Remember how the web used to be in the early 90s? You had some "THIS IS MY PAGE BLINKING TEXT DANCING HAMSTERS LOL!one" pages and then you had some black text/grey background sites with 500k of text on how to beat some game or cook a souffle. The latter is what I want to see (and incidentally I think that sites like myspace are wonderful for putting all the crap in one place). A site like Jarod Wilson's guide to MythTV [wilsonet.com] has pertinent ads and a VERY high content/ad ratio. TFA has links to HP forensics solutions in an article about Firefox. No thanks!
Re:Sorry but the list is BS (Score:5, Insightful)
Winning is businesses finding better ways to make money than by annoying the general user. And yes, I find any and all ads annoying. I don't care if they are relevent or targetted or whatever. If I want to see/here about a company, I will seek them out. If there is any "legitimate"
form of advertising, it is in the form of yellowpages-like directories or catalogs. Beyond that, I don't want to see it or here it. And quite frankly, I don't give a crap how it affects business.
-matthew
Re:Sorry but the list is BS (Score:3, Insightful)
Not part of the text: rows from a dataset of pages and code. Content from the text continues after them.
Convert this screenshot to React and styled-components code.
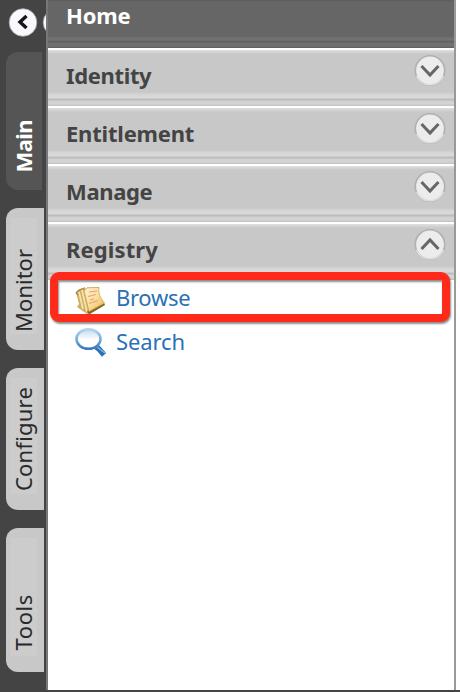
import React from "react";
import styled, { createGlobalStyle, css } from "styled-components";

const Global = createGlobalStyle`
  * { box-sizing: border-box; }
  body { margin: 0; background: #fff; }
`;

const Page = styled.div`
  width: 460px;
  height: 692px;
  display: flex;
  overflow: hidden;
  border-bottom: 2px solid #444;
  background: #fff;
  font-family: "Noto Sans", "Open Sans", sans-serif;
`;

const Rail = styled.aside`
  width: 46px;
  flex: none;
  height: 692px;
  display: flex;
  flex-direction: column;
  background: #444;
`;

const RailControls = styled.div`
  height: 52px;
  flex: none;
  padding: 8px 0 0 8px;
  display: flex;
  gap: 4px;
  overflow: hidden;
`;

const RoundIcon = styled.svg`
  width: 30px;
  height: 30px;
  flex: none;
`;

const Tabs = styled.nav`
  display: flex;
  flex-direction: column;
  gap: 18px;
  padding-left: 6px;
`;

const Tab = styled.div`
  width: ${(p) => (p.$active ? 36 : 38)}px;
  height: ${(p) => p.$height}px;
  flex: none;
  border-radius: 12px 0 0 12px;
  background: ${(p) => (p.$active ? "#555" : "#c8c8c8")};
  padding: 10px 7px 16px 4px;
`;

const TabFace = styled.div`
  width: 27px;
  height: 100%;
  display: flex;
  align-items: flex-end;
  justify-content: center;
  background: ${(p) => (p.$active ? "transparent" : "#ccc")};
`;

const TabLabel = styled.span`
  writing-mode: vertical-rl;
  transform: rotate(180deg);
  line-height: 27px;
  white-space: nowrap;
  font-size: 22px;
  font-weight: ${(p) => (p.$active ? 700 : 400)};
  color: ${(p) => (p.$active ? "#fff" : "#2a2a2a")};
  letter-spacing: ${(p) => p.$spacing || 0}px;
  padding-top: ${(p) => p.$offset}px;
`;

const Panel = styled.main`
  width: 410px;
  flex: none;
  height: 690px;
  border-left: 2px solid #777;
  border-right: 2px solid #999;
  background: #fff;
`;

const barText = css`
  font-size: 22px;
  line-height: 30px;
  font-weight: 700;
`;

const HomeBar = styled.div`
  ${barText}
  height: 48px;
  padding: 0 0 0 18px;
  color: #fff;
  background: linear-gradient(
    #5c5c5c 0, #666 2px, #666 36px, #717171 38px, #737373 40px,
    #666 41px, #5f5f5f 42px, #707070 43px, #737373 46px, #5c5c5c 48px
  );
`;

const SectionBar = styled.div`
  ${barText}
  height: 58px;
  display: flex;
  align-items: flex-start;
  justify-content: space-between;
  padding: 12px 8px 0 18px;
  color: #444;
  background: linear-gradient(
    #fff 0, #fff 2px, #e0e0e0 2px, #d4d4d4 4px, #c8c8c8 6px, #c8c8c8 44px,
    #d7d7d7 47px, #d9d9d9 50px, #bcbcbc 51px, #bcbcbc 52px, #d2d2d2 53px,
    #d4d4d4 56px, #c0c0c0 58px
  );
`;

const Label = styled.span`
  letter-spacing: ${(p) => p.$spacing || 0}px;
`;

const Toggle = styled.svg`
  width: 32px;
  height: 32px;
  margin-top: -5px;
`;

const Entry = styled.a`
  height: 44px;
  display: flex;
  align-items: center;
  gap: 10px;
  padding-left: 27px;
  position: relative;
  font-size: 22px;
  line-height: 30px;
  color: #2a70b6;
`;

const EntryIcon = styled.svg`
  width: 31px;
  height: 31px;
  flex: none;
  margin-top: ${(p) => p.$drop || 3}px;
`;

const Entries = styled.div`
  position: relative;
  margin-top: -5px;
`;

const Highlight = styled.div`
  position: absolute;
  left: 2px;
  top: -3px;
  width: 400px;
  height: 50px;
  border: 8px solid #ff2a1a;
  border-radius: 9px;
  background: #fff;
  box-shadow: 1px 2px 2px rgba(0, 0, 0, 0.45), inset 1px 2px 2px rgba(0, 0, 0, 0.45);
`;

function Chevron({ up }) {
  return (
    <Toggle viewBox="0 0 32 32">
      <circle cx="16" cy="15.5" r="14.7" fill="#ececec" stroke="#b0b0b0" strokeWidth="1.6" />
      <path d="M2.5 21a14.8 14.8 0 0 0 27 0" fill="none" stroke="#ddd" strokeWidth="1.7" />
      <path
        d={up ? "M7.5 20 16 11 24.5 20" : "M7.500 11 16 20 24.500 11"}
        fill="none" stroke="#666" strokeWidth="3"
      />
    </Toggle>
  );
}

function BackButton({ arrow }) {
  return (
    <RoundIcon viewBox="0 0 30 30">
      <circle cx="15" cy="14.5" r="13.8" fill="#f9f8fc" stroke="#aaa" strokeWidth="0.8" />
      {arrow && <path d="M18.5 8 12 14l6.5 6" fill="none" stroke="#161616" strokeWidth="3.4" />}
    </RoundIcon>
  );
}

function BookIcon() {
  return (
    <EntryIcon viewBox="0 0 31 31" $drop={6}>
      <defs>
        <linearGradient id="page" x1="0" y1="0" x2="1" y2="1">
          <stop offset="0" stopColor="#fff1d2" />
          <stop offset="0.5" stopColor="#fbdfa0" />
          <stop offset="1" stopColor="#e9b849" />
        </linearGradient>
      </defs>
      <path d="M1 7 5 4 10 2 16 28 12 29 5 24 2 22 4 19Z" fill="#d0ad60" />
      <path d="M4 7 8 24M7 5 12 27" stroke="#f7e3ad" strokeWidth="1.8" />
      <path d="M12 26 29 18 30 20 14 29.5Z" fill="#80631f" />
      <path d="M9 6 12 2.8 24 2.5C23 8 25 13 29.5 18L14 26.5C12 19 11 13 9 6Z" fill="url(#page)" stroke="#cda650" strokeWidth="0.9" />
      <path d="M1 8 4 5 9 3.5M1 8l2 2" fill="none" stroke="#a98747" strokeWidth="1.3" />
      <path d="M14 7 22 6M13 11.5l8-2M15 15l4-1M14 18.5l9-3" stroke="#e9a26c" strokeWidth="1.2" />
    </EntryIcon>
  );
}

function SearchIcon() {
  return (
    <EntryIcon viewBox="0 0 31 31">
      <defs>
        <linearGradient id="rim" x1="0" y1="0" x2="0" y2="1">
          <stop offset="0" stopColor="#b7d4ec" />
          <stop offset="0.5" stopColor="#78addd" />
          <stop offset="1" stopColor="#3979bd" />
        </linearGradient>
        <linearGradient id="glass" x1="0" y1="0" x2="0" y2="1">
          <stop offset="0" stopColor="#bfdcf3" />
          <stop offset="0.55" stopColor="#fff" />
        </linearGradient>
      </defs>
      <path d="M20 19 24 22 29 28" fill="none" stroke="#2c70b5" strokeWidth="5.5" />
      <path d="m22 20 8 6" stroke="#7fb6e2" strokeWidth="1.5" />
      <ellipse cx="13.5" cy="12" rx="12" ry="9.8" fill="url(#glass)" stroke="url(#rim)" strokeWidth="2.5" />
    </EntryIcon>
  );
}

const tabs = [
  { name: "Main", height: 138, active: true, offset: 2, spacing: -0.6 },
  { name: "Monitor", height: 142, offset: 2, spacing: 0 },
  { name: "Configure", height: 142, offset: 3, spacing: 0.2 },
  { name: "Tools", height: 144, offset: 5, spacing: 0.6 },
];

const sections = [
  { name: "Identity", spacing: -0.35 },
  { name: "Entitlement", spacing: -0.2 },
  { name: "Manage", spacing: -0.35 },
  { name: "Registry", spacing: 0.12, open: true },
];

export default function App() {
  return (
    <>
      <Global />
      <Page>
        <Rail>
          <RailControls>
            <BackButton arrow />
            <BackButton />
          </RailControls>
          <Tabs>
            {tabs.map((t) => (
              <Tab key={t.name} $active={t.active} $height={t.height}>
                <TabFace $active={t.active}>
                  <TabLabel $active={t.active} $offset={t.offset} $spacing={t.spacing}>{t.name}</TabLabel>
                </TabFace>
              </Tab>
            ))}
          </Tabs>
        </Rail>
        <Panel>
          <HomeBar><Label $spacing={-0.2}>Home</Label></HomeBar>
          {sections.map((s) => (
            <SectionBar key={s.name}>
              <Label $spacing={s.spacing}>{s.name}</Label>
              <Chevron up={s.open} />
            </SectionBar>
          ))}
          <Entries>
            <Highlight />
            <Entry><BookIcon /><Label $spacing={-0.3}>Browse</Label></Entry>
            <Entry><SearchIcon /><Label $spacing={-0.1}>Search</Label></Entry>
          </Entries>
        </Panel>
      </Page>
    </>
  );
}
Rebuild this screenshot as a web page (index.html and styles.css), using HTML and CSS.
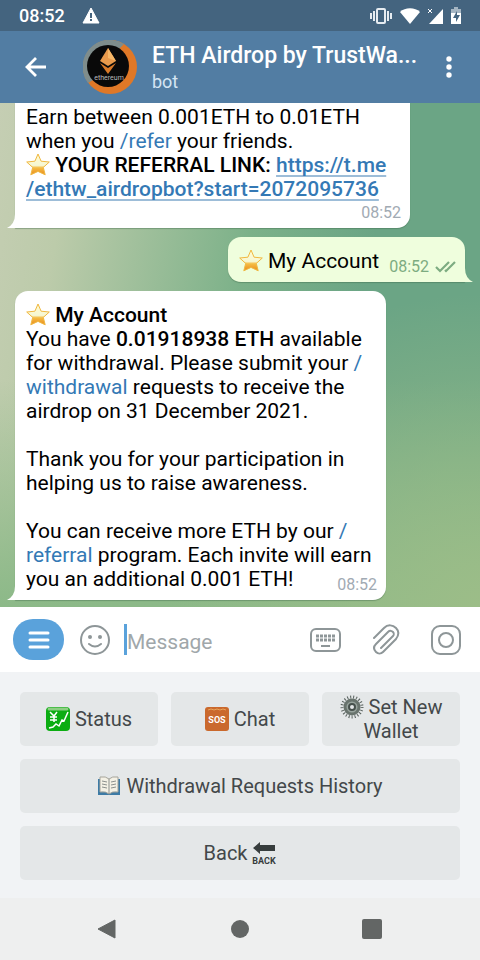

Oh yeah, that'll happen. Because EVERYBODY will be willing to pay for content. Guess what, when competition is giving it out for free, guess where everyone will go? Not the pay site. Sure they take a hit, but then they get popularity which is infinitely more valuable than a few hundred subscribers.
2) Everyone makes you register for access
That's what bugmenot.com is for. If I run into registration for content, I most likely don't bother. It can't be that important to waste my time to go through a registration process where I will input all fake credentials and a use an email address from mailinator or the like.
3) Everyone makes you pay a fee to read anything
I am free to avoid that right?
Talk about flamebait. You all subsidize MY internet experience? What's up melodrama? You get revenue from advertisement don't you? You're way too emotional about this. Sorry, that was a bit of flamebait in itself. Mod me as you will.
Re:As pointless as the last article (Score:2, Insightful)
Re:Missing from the list (Score:5, Insightful)
#1 Fasterfox: Don't use it, it hammers webservers! There are a lot of links on the page that you are NEVER going to click on, mostly ads. This prefetches all those ads from the adservers webserver, but you're not looking at them! Not cool!
#2 NoScript: Don't use it, it's annoying. Plus, it screws up important scripts. For example, the article has these scripts:
function popup(
function popup_noscroll(
function switchPage(
ord=Math.random()*10000000000000000;
Do you really want to have to deal with the trouble?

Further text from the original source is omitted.